Justice Alito's decision did leave the door open to constitutional challenges of section 236(c) of the INA, but simply because those challenges were not raised by the respondents in that matter, as I explained to Law360. And, as I told that journal:

It's a plain statutory interpretation case ... In both Jennings [a Supreme Court decision that I described in a March 1, 2018 post] and Preap, the Ninth Circuit read requirements that Congress did not put into the law. It is regrettable that the Supreme Court has to explain the interpretations of these provisions.

In National Federation of Independent Business v. Sebelius (which involved the legality of portions of Obamacare), Chief Justice Roberts made clear:

Members of this Court are vested with the authority to interpret the law; we possess neither the expertise nor the prerogative to make policy judgments. Those decisions are entrusted to our Nation's elected leaders, who can be thrown out of office if the people disagree with them.
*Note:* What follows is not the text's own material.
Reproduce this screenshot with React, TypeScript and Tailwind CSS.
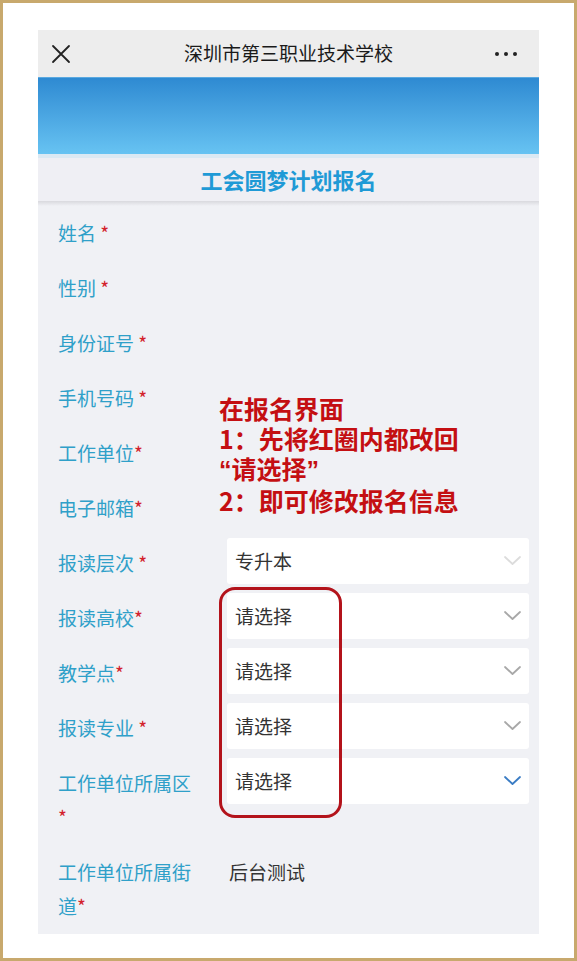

It is not our job to protect the people from the consequences of their political choices.

In section 236(c) of the INA, Congress made the decision that certain categories of aliens posed such a danger that they should be subject to mandatory detention pending completion of their removal proceedings. Even if federal judges disagree with that decision, they should follow Chief Justice Roberts' wise counsel, and not interpose themselves in issues in which they possess "neither expertise nor prerogative."

And perhaps seek remedial assistance from the Sisters of St. Francis — the "grammar hammers" of my youth.